▶ [GOAL OF THE EXERCISE]:
In the listing below, locate the lines bearing the word "this". Copy every one of them.

==== DATA TO USE

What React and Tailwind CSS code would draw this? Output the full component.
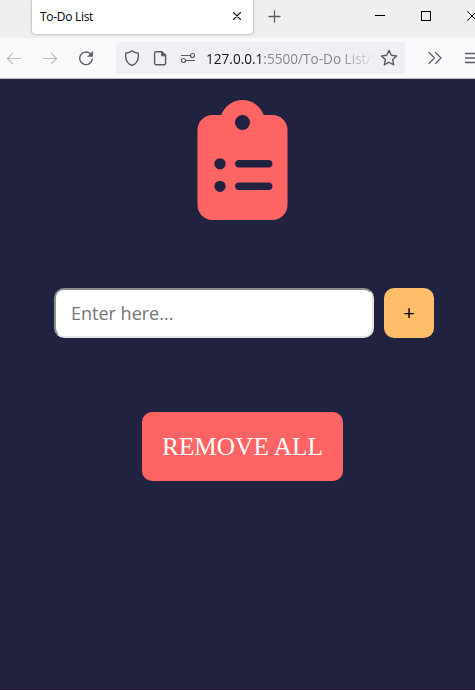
import { FaClipboardList } from "react-icons/fa6";

function Icon({ className, viewBox = "0 0 16 16", children }) {
  return (
    <svg
      className={className}
      viewBox={viewBox}
      fill="none"
      stroke="currentColor"
      strokeWidth="1.4"
      strokeLinecap="round"
      strokeLinejoin="round"
    >
      {children}
    </svg>
  );
}

function TabStrip() {
  return (
    <div className="flex h-[38px] w-[490px] items-start bg-[#efefef] pl-8">
      <div className="flex h-[34px] w-[221px] shrink-0 items-center justify-between rounded-b bg-white pr-[11px] pl-2 shadow-[0_0_3px_rgba(0,0,0,0.4)]">
        <span className="font-['Open_Sans','Noto_Sans',sans-serif] text-[12px] leading-4 tracking-[-0.3px] text-black">To-Do List</span>
        <Icon className="mt-[-2px] h-[10px] w-[10px] text-[#15141a]" viewBox="0 0 10 10">
          <path d="M1.5 1.5l7 7M8.5 1.5l-7 7" strokeWidth="1.1" />
        </Icon>
      </div>
      <Icon className="mt-[10px] ml-[15px] h-[13px] w-[13px] shrink-0 text-[#5b5b66]" viewBox="0 0 13 13">
        <path d="M6.5 1v11M1 6.5h11" strokeWidth="1.3" />
      </Icon>
      <div className="mt-[15px] ml-[94px] h-px w-[10px] shrink-0 bg-black" />
      <div className="mt-[11px] ml-[36px] h-[10px] w-[10px] shrink-0 border border-black" />
      <Icon className="mt-[11px] ml-[36px] h-[10px] w-[10px] shrink-0 text-black" viewBox="0 0 10 10">
        <path d="M0.5 0.5l9 9M9.5 0.5l-9 9" strokeWidth="1" />
      </Icon>
    </div>
  );
}

function Toolbar() {
  return (
    <div className="flex h-[41px] w-[490px] items-center border-b border-[#bdbdc0] bg-[#f9f9fb] pl-[6px] text-[#5b5b66]">
      <Icon className="h-4 w-4 shrink-0 text-[#bcbcc0]">
        <path d="M14.5 8.5H1.5M6.8 3.2L1.5 8.5l5.3 5.3" strokeWidth="1.2" />
      </Icon>
      <Icon className="ml-5 h-4 w-4 shrink-0 text-[#bcbcc0]">
        <path d="M1.5 8.5h13M9.2 3.2l5.3 5.3-5.3 5.3" strokeWidth="1.2" />
      </Icon>
      <Icon className="ml-5 h-4 w-4 shrink-0">
        <path d="M12.3 3.7A6.3 6.3 0 1 0 14.3 9" />
        <path d="M14.7 1.6v4.9H9.8z" fill="currentColor" strokeWidth="0.5" />
      </Icon>
      <div className="ml-[22px] flex h-8 w-[289px] shrink-0 items-center rounded bg-[#f0eff4] pl-2">
        <Icon className="h-4 w-4 shrink-0">
          <path d="M8 .8C6.2 2.4 4 2.9 1.7 3.2v3C1.7 10.8 4 13.9 8 15.3c4-1.4 6.3-4.5 6.3-9.1v-3C12 2.9 9.8 2.4 8 .8z" />
        </Icon>
        <Icon className="ml-3 h-4 w-4 shrink-0">
          <path d="M4 1.7h6l3.6 3.6v8a1.4 1.4 0 0 1-1.4 1.4H4a1.4 1.4 0 0 1-1.4-1.4V3.1A1.4 1.4 0 0 1 4 1.7z" />
          <path d="M9.6 2v3.8h3.8z" fill="currentColor" strokeWidth="1" />
        </Icon>
        <Icon className="ml-3 h-4 w-4 shrink-0">
          <path d="M1.5 5.5h8.5M6.5 10.5h8" strokeWidth="1.2" />
          <circle cx="12.5" cy="5.5" r="2" strokeWidth="1.2" />
          <circle cx="3.5" cy="10.5" r="2" strokeWidth="1.2" />
        </Icon>
        <div className="ml-[10px] w-[169px] shrink-0 pt-px [mask-image:linear-gradient(to_right,black_80%,transparent)]">
          <span className="block whitespace-nowrap font-['Open_Sans','Noto_Sans',sans-serif] text-[13.6px] leading-6 text-[#88878e]">
            <span className="text-[#15141a]">127.0.0.1</span>:5500/To-Do List/i
          </span>
        </div>
        <Icon className="ml-[5px] h-[18px] w-[18px] shrink-0" viewBox="0 0 18 18">
          <path d="M9 1.4l2.25 4.9 5.35.65-3.95 3.65 1.05 5.3L9 13.25 4.3 15.9l1.05-5.3L1.4 6.95l5.35-.65z" />
        </Icon>
      </div>
      <Icon className="ml-[22px] h-4 w-4 shrink-0">
        <path d="M2 2.5L7.5 8 2 13.5M8.5 2.5L14 8l-5.5 5.5" strokeWidth="1.2" />
      </Icon>
      <Icon className="ml-[21px] h-4 w-4 shrink-0">
        <path d="M1.5 3.5h13M1.5 8h13M1.5 12.5h13" strokeWidth="1.3" />
      </Icon>
    </div>
  );
}

export default function App() {
  return (
    <div className="h-[690px] w-[475px] overflow-hidden bg-[#212140]">
      <TabStrip />
      <Toolbar />
      <main className="flex h-[611px] w-[485px] flex-col items-center border-b border-[#200f30] pt-[21px]">
        <FaClipboardList className="h-[120px] w-[91px] shrink-0 text-[#ff6464]" />
        <div className="mt-[68px] flex w-full gap-[10px] pl-[54px]">
          <input
            type="text"
            placeholder="Enter here..."
            className="h-[50px] w-80 rounded-[10px] border-2 border-t-[#8f8f8f] border-r-[#e3e3e3] border-b-[#e3e3e3] border-l-[#8f8f8f] bg-white px-[15px] font-['Open_Sans','Noto_Sans',sans-serif] text-[18px] placeholder:text-[#757575]"
          />
          <button className="h-[50px] w-[50px] rounded-[10px] bg-[#ffbd69] font-['Noto_Sans',sans-serif] text-[20px] text-black">
            +
          </button>
        </div>
        <button className="mt-[74px] h-[69px] w-[201px] shrink-0 rounded-[10px] bg-[#ff6464] font-['Liberation_Serif',serif] text-[25.3px] text-white">
          REMOVE ALL
        </button>
      </main>
    </div>
  );
}
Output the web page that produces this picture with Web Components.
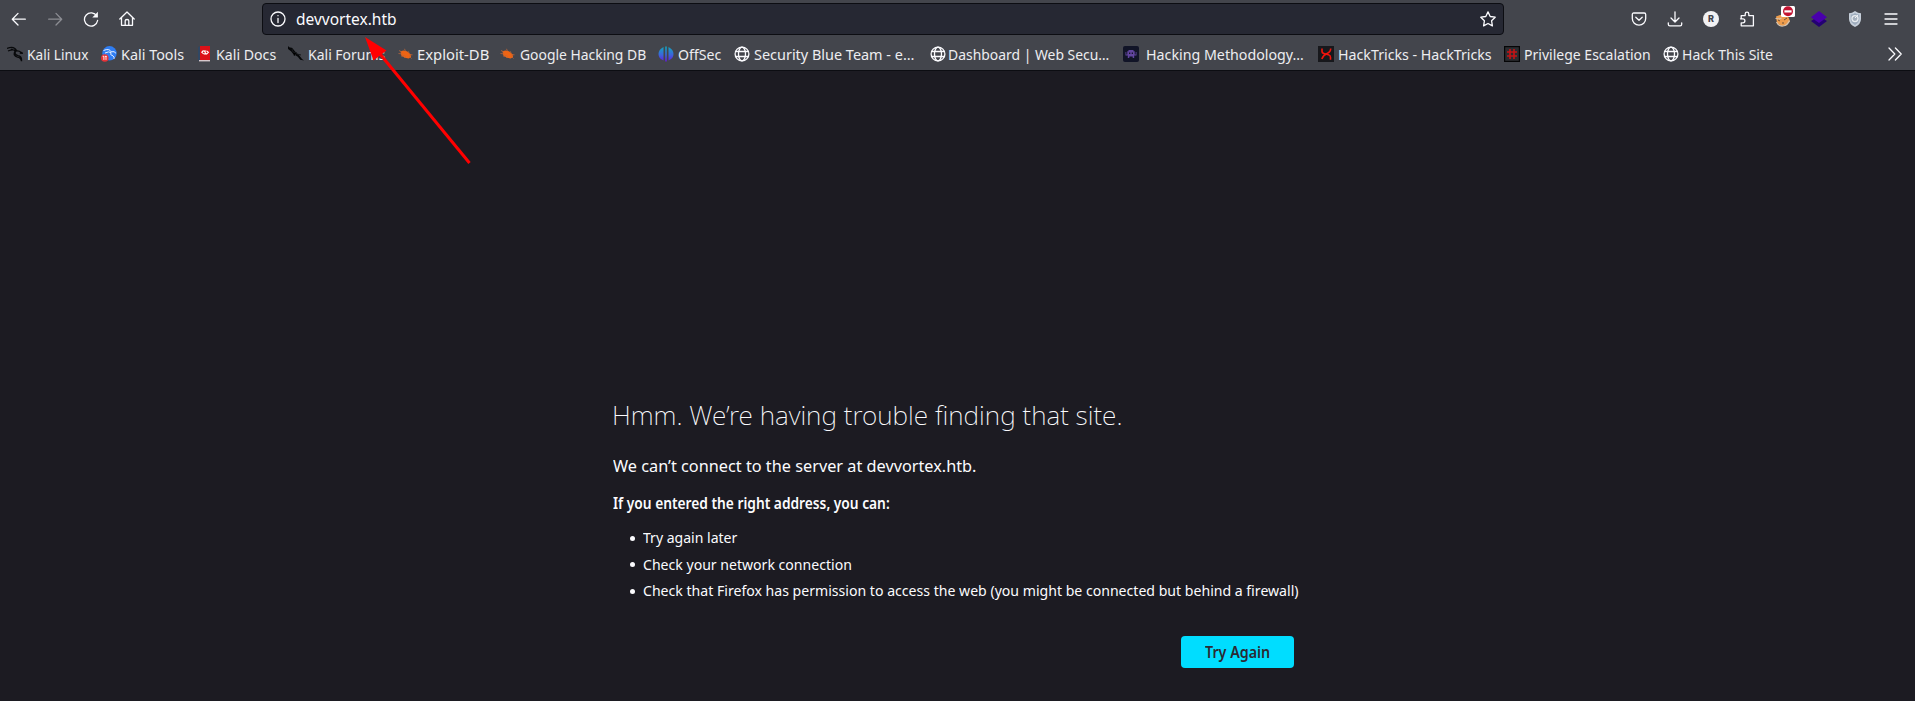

========

▶ [TASK RESPONSE]:
What React and Tailwind CSS code would draw this? Output the full component.
Output the web page that produces this picture with Web Components.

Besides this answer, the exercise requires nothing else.